— start of Supplied data —

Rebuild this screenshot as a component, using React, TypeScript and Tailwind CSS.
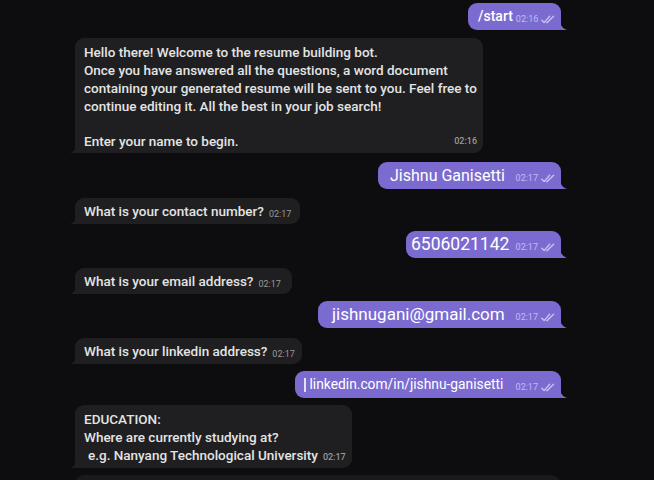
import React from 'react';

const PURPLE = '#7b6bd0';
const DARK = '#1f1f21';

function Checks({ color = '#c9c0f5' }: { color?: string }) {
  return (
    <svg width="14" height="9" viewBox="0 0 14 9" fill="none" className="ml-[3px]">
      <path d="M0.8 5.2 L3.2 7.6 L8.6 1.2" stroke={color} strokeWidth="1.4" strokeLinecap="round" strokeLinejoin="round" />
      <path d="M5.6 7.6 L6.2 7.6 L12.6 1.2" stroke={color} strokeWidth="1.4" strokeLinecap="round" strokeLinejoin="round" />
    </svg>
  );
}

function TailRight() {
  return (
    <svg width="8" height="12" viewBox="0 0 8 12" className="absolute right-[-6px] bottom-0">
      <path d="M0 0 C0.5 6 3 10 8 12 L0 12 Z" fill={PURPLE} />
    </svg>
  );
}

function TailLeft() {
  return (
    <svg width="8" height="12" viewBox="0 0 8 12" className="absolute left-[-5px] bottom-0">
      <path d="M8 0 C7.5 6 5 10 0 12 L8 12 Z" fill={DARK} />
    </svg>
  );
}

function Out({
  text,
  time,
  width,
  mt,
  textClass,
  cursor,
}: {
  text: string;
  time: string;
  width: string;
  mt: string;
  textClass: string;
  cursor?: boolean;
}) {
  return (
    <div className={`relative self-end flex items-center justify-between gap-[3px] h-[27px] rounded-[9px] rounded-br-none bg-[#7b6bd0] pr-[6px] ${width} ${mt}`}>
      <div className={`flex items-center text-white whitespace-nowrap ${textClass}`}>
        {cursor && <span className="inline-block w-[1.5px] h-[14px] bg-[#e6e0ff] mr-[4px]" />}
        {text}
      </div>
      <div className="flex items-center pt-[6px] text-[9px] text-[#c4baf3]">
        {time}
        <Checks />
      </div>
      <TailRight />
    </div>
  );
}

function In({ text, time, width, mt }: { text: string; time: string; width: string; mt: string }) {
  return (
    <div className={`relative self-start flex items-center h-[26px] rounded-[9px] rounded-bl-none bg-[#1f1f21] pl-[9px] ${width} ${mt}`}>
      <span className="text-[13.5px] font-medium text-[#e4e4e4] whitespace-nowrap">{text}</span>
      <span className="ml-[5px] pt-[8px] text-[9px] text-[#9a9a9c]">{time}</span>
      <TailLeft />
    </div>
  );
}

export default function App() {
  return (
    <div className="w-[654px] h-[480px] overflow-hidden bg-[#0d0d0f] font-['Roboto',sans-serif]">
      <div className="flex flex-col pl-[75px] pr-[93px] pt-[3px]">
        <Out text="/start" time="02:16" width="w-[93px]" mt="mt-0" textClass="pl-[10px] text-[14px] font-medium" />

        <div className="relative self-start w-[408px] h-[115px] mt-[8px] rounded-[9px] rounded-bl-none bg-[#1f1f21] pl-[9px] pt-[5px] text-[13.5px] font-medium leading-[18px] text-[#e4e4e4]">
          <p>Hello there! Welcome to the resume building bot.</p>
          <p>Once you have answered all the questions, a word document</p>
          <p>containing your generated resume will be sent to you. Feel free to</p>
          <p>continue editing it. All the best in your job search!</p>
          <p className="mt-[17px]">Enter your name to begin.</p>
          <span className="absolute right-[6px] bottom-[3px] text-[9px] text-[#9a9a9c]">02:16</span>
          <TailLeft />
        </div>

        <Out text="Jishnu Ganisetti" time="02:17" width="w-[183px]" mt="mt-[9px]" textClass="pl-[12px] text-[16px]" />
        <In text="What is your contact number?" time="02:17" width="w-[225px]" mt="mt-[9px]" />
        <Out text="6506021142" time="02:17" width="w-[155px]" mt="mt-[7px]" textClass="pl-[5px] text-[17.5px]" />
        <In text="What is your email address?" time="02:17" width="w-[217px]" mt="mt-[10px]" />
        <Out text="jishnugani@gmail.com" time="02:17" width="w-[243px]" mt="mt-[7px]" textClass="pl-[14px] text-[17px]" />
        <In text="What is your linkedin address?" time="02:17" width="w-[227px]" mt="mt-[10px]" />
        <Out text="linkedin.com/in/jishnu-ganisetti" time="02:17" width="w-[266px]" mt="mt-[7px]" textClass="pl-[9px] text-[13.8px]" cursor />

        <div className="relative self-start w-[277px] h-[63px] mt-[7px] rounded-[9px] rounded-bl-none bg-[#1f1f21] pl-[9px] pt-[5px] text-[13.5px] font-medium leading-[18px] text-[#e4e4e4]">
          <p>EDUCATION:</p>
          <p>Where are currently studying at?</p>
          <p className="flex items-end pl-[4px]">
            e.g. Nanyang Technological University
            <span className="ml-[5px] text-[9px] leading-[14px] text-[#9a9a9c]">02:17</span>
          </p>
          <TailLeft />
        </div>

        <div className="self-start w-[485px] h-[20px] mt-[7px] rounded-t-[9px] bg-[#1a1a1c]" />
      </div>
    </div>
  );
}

— end of Supplied data —

# Set exercise
Without the pictures, copy the material exactly as given.

# Task output
Rebuild this screenshot as a component, using React, TypeScript and Tailwind CSS.
import React from 'react';

const PURPLE = '#7b6bd0';
const DARK = '#1f1f21';

function Checks({ color = '#c9c0f5' }: { color?: string }) {
  return (
    <svg width="14" height="9" viewBox="0 0 14 9" fill="none" className="ml-[3px]">
      <path d="M0.8 5.2 L3.2 7.6 L8.6 1.2" stroke={color} strokeWidth="1.4" strokeLinecap="round" strokeLinejoin="round" />
      <path d="M5.6 7.6 L6.2 7.6 L12.6 1.2" stroke={color} strokeWidth="1.4" strokeLinecap="round" strokeLinejoin="round" />
    </svg>
  );
}

function TailRight() {
  return (
    <svg width="8" height="12" viewBox="0 0 8 12" className="absolute right-[-6px] bottom-0">
      <path d="M0 0 C0.5 6 3 10 8 12 L0 12 Z" fill={PURPLE} />
    </svg>
  );
}

function TailLeft() {
  return (
    <svg width="8" height="12" viewBox="0 0 8 12" className="absolute left-[-5px] bottom-0">
      <path d="M8 0 C7.5 6 5 10 0 12 L8 12 Z" fill={DARK} />
    </svg>
  );
}

function Out({
  text,
  time,
  width,
  mt,
  textClass,
  cursor,
}: {
  text: string;
  time: string;
  width: string;
  mt: string;
  textClass: string;
  cursor?: boolean;
}) {
  return (
    <div className={`relative self-end flex items-center justify-between gap-[3px] h-[27px] rounded-[9px] rounded-br-none bg-[#7b6bd0] pr-[6px] ${width} ${mt}`}>
      <div className={`flex items-center text-white whitespace-nowrap ${textClass}`}>
        {cursor && <span className="inline-block w-[1.5px] h-[14px] bg-[#e6e0ff] mr-[4px]" />}
        {text}
      </div>
      <div className="flex items-center pt-[6px] text-[9px] text-[#c4baf3]">
        {time}
        <Checks />
      </div>
      <TailRight />
    </div>
  );
}

function In({ text, time, width, mt }: { text: string; time: string; width: string; mt: string }) {
  return (
    <div className={`relative self-start flex items-center h-[26px] rounded-[9px] rounded-bl-none bg-[#1f1f21] pl-[9px] ${width} ${mt}`}>
      <span className="text-[13.5px] font-medium text-[#e4e4e4] whitespace-nowrap">{text}</span>
      <span className="ml-[5px] pt-[8px] text-[9px] text-[#9a9a9c]">{time}</span>
      <TailLeft />
    </div>
  );
}

export default function App() {
  return (
    <div className="w-[654px] h-[480px] overflow-hidden bg-[#0d0d0f] font-['Roboto',sans-serif]">
      <div className="flex flex-col pl-[75px] pr-[93px] pt-[3px]">
        <Out text="/start" time="02:16" width="w-[93px]" mt="mt-0" textClass="pl-[10px] text-[14px] font-medium" />

        <div className="relative self-start w-[408px] h-[115px] mt-[8px] rounded-[9px] rounded-bl-none bg-[#1f1f21] pl-[9px] pt-[5px] text-[13.5px] font-medium leading-[18px] text-[#e4e4e4]">
          <p>Hello there! Welcome to the resume building bot.</p>
          <p>Once you have answered all the questions, a word document</p>
          <p>containing your generated resume will be sent to you. Feel free to</p>
          <p>continue editing it. All the best in your job search!</p>
          <p className="mt-[17px]">Enter your name to begin.</p>
          <span className="absolute right-[6px] bottom-[3px] text-[9px] text-[#9a9a9c]">02:16</span>
          <TailLeft />
        </div>

        <Out text="Jishnu Ganisetti" time="02:17" width="w-[183px]" mt="mt-[9px]" textClass="pl-[12px] text-[16px]" />
        <In text="What is your contact number?" time="02:17" width="w-[225px]" mt="mt-[9px]" />
        <Out text="6506021142" time="02:17" width="w-[155px]" mt="mt-[7px]" textClass="pl-[5px] text-[17.5px]" />
        <In text="What is your email address?" time="02:17" width="w-[217px]" mt="mt-[10px]" />
        <Out text="jishnugani@gmail.com" time="02:17" width="w-[243px]" mt="mt-[7px]" textClass="pl-[14px] text-[17px]" />
        <In text="What is your linkedin address?" time="02:17" width="w-[227px]" mt="mt-[10px]" />
        <Out text="linkedin.com/in/jishnu-ganisetti" time="02:17" width="w-[266px]" mt="mt-[7px]" textClass="pl-[9px] text-[13.8px]" cursor />

        <div className="relative self-start w-[277px] h-[63px] mt-[7px] rounded-[9px] rounded-bl-none bg-[#1f1f21] pl-[9px] pt-[5px] text-[13.5px] font-medium leading-[18px] text-[#e4e4e4]">
          <p>EDUCATION:</p>
          <p>Where are currently studying at?</p>
          <p className="flex items-end pl-[4px]">
            e.g. Nanyang Technological University
            <span className="ml-[5px] text-[9px] leading-[14px] text-[#9a9a9c]">02:17</span>
          </p>
          <TailLeft />
        </div>

        <div className="self-start w-[485px] h-[20px] mt-[7px] rounded-t-[9px] bg-[#1a1a1c]" />
      </div>
    </div>
  );
}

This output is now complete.